▶ **Goal**:
Keep only the lines that hold the string "this", filtering out the rest of the entries below.

▶ **Material shown**:
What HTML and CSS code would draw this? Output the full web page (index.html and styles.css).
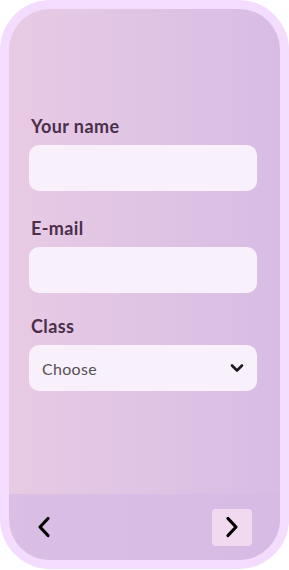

---

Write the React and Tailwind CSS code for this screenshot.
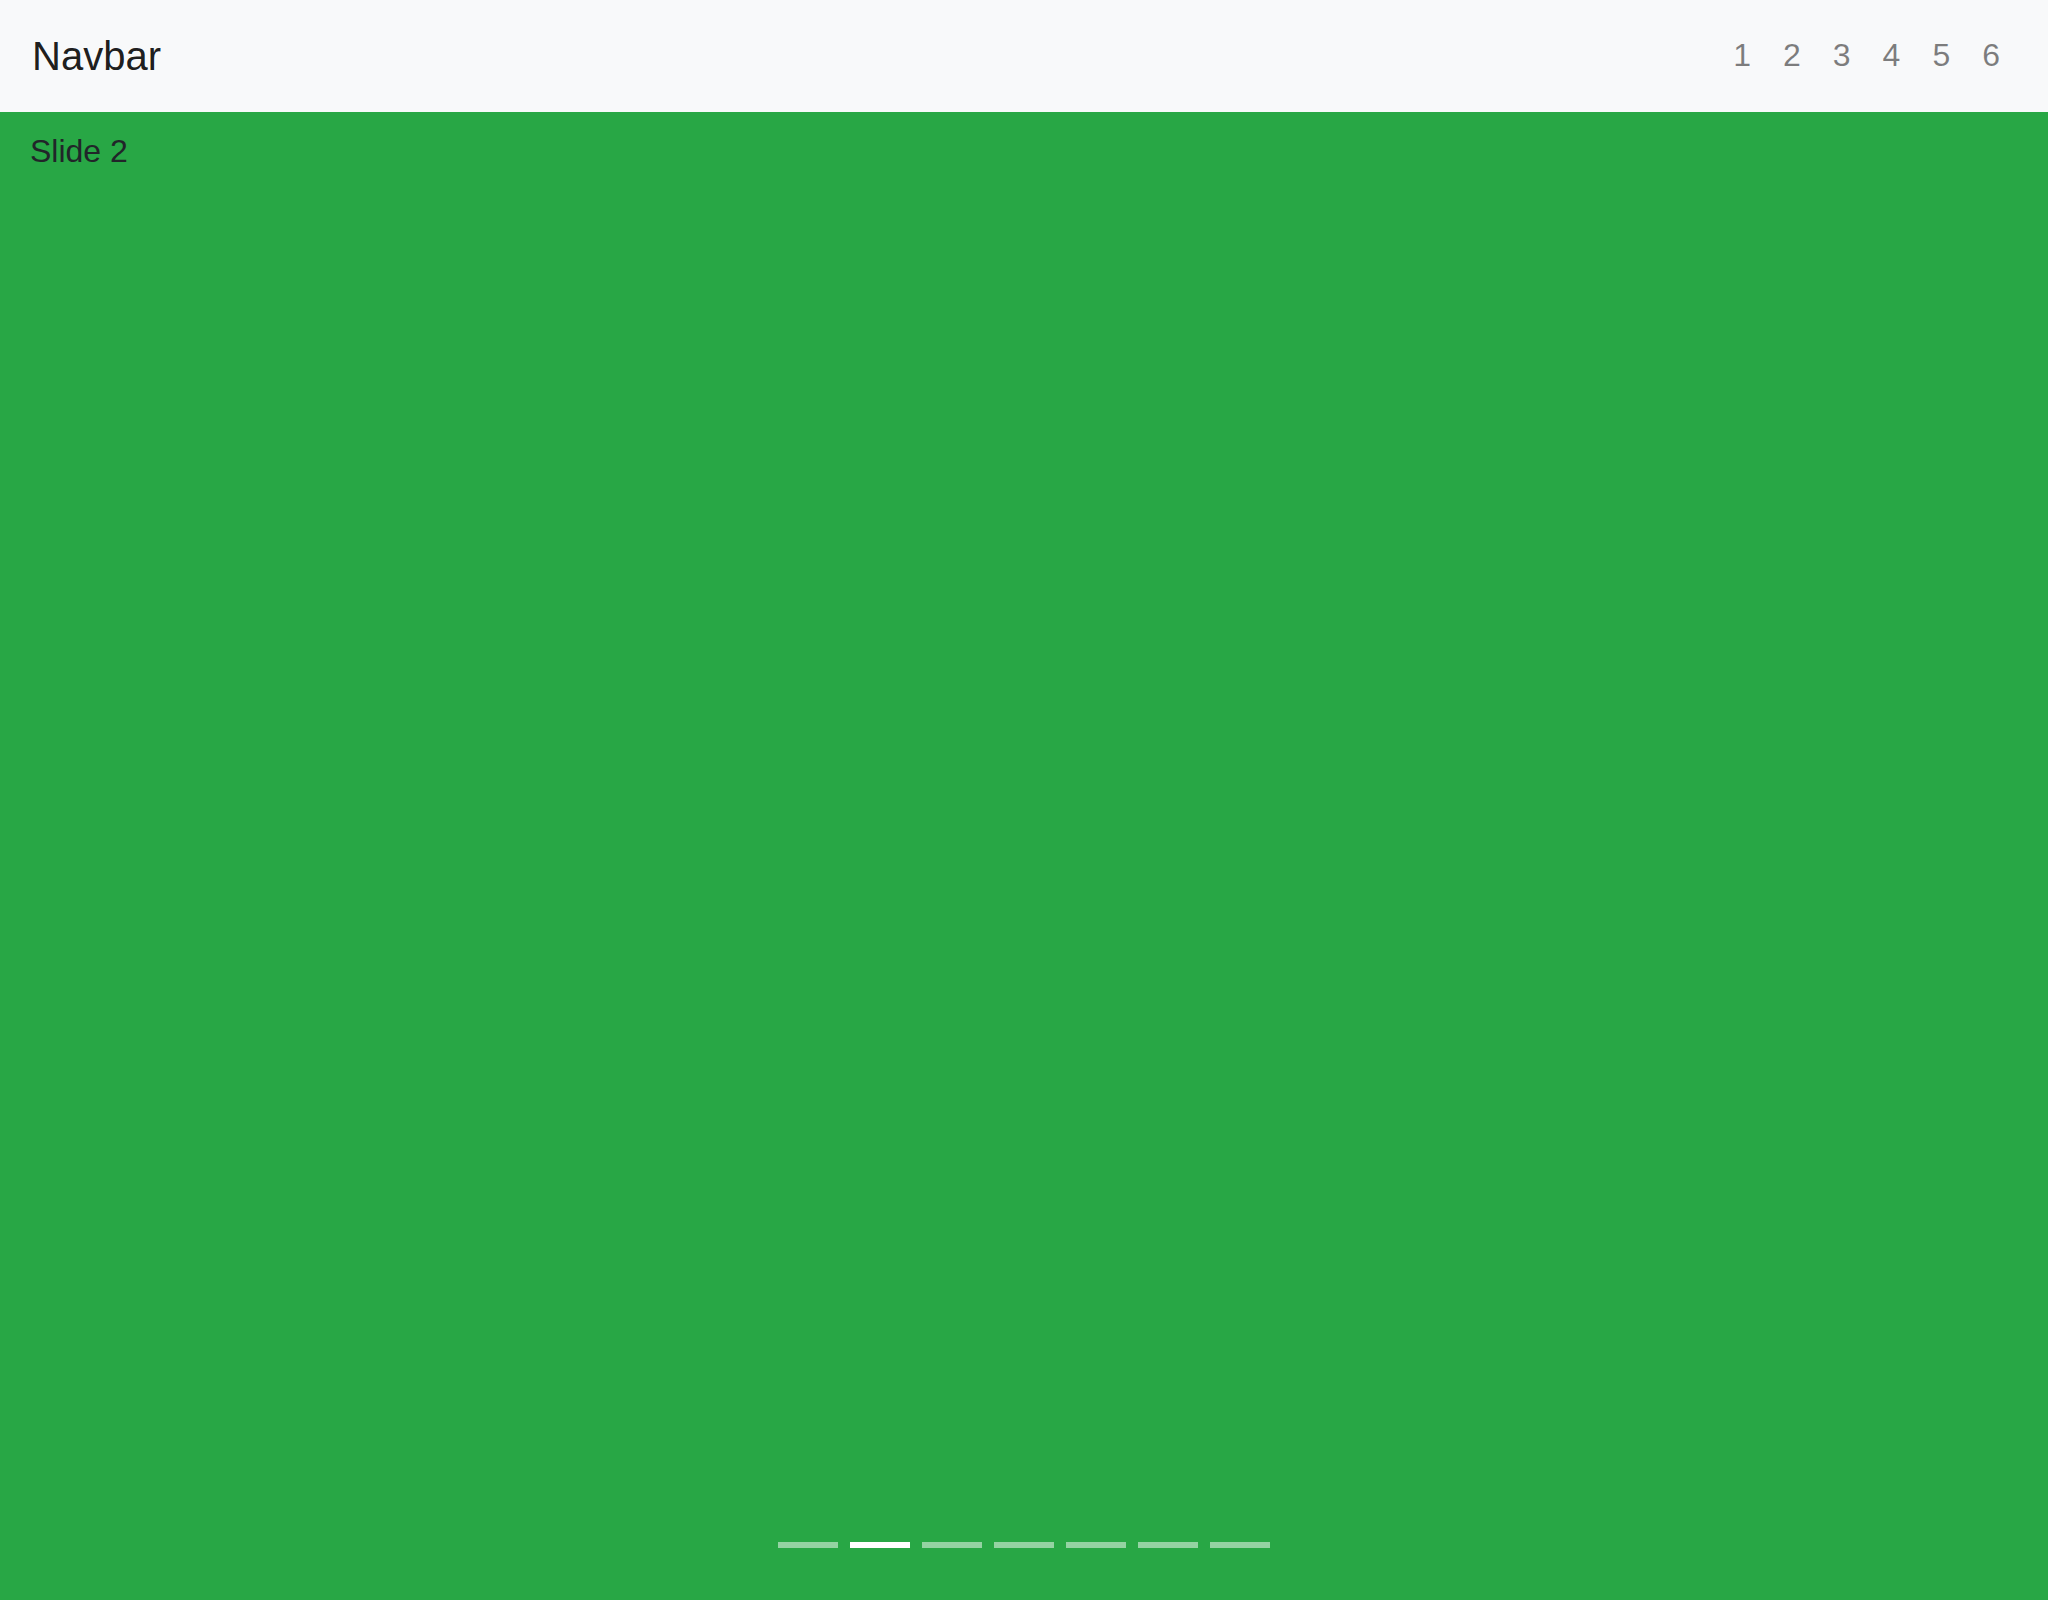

...

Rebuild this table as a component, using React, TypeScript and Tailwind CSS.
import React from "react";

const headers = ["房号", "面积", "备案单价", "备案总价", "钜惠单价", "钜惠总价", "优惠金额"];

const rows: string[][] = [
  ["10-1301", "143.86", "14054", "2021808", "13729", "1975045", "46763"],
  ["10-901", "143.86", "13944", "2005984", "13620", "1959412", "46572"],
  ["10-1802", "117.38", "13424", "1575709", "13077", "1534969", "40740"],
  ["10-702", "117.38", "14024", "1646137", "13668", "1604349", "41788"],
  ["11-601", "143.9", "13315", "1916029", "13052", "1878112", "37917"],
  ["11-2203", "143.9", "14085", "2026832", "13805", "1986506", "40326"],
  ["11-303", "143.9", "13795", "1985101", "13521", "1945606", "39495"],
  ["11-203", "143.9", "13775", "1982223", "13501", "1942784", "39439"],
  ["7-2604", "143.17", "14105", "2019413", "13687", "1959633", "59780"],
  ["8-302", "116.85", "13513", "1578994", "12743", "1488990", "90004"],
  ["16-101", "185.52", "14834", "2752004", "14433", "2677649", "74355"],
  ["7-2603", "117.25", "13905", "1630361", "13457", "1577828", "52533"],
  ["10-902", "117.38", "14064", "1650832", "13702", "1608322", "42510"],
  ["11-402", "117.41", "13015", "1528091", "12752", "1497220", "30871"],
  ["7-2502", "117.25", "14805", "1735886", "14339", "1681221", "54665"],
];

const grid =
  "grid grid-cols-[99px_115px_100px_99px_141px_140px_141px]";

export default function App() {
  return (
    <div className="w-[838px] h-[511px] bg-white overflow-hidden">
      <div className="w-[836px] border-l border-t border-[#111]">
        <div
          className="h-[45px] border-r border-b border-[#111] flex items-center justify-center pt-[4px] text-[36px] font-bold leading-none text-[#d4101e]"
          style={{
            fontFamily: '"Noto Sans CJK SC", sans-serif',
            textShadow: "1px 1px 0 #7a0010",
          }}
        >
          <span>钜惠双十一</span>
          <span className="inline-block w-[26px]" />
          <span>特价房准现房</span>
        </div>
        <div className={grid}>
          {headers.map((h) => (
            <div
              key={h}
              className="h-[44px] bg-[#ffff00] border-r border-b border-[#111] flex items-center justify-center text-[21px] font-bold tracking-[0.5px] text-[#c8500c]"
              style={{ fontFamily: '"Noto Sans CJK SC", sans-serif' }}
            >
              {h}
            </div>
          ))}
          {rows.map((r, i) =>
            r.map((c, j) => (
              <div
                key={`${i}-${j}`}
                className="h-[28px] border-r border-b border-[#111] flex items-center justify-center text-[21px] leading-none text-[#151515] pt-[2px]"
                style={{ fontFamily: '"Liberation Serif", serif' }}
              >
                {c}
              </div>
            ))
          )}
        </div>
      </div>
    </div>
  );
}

▶ **Answer to the task**:
What HTML and CSS code would draw this? Output the full web page (index.html and styles.css).
Write the React and Tailwind CSS code for this screenshot.
Rebuild this table as a component, using React, TypeScript and Tailwind CSS.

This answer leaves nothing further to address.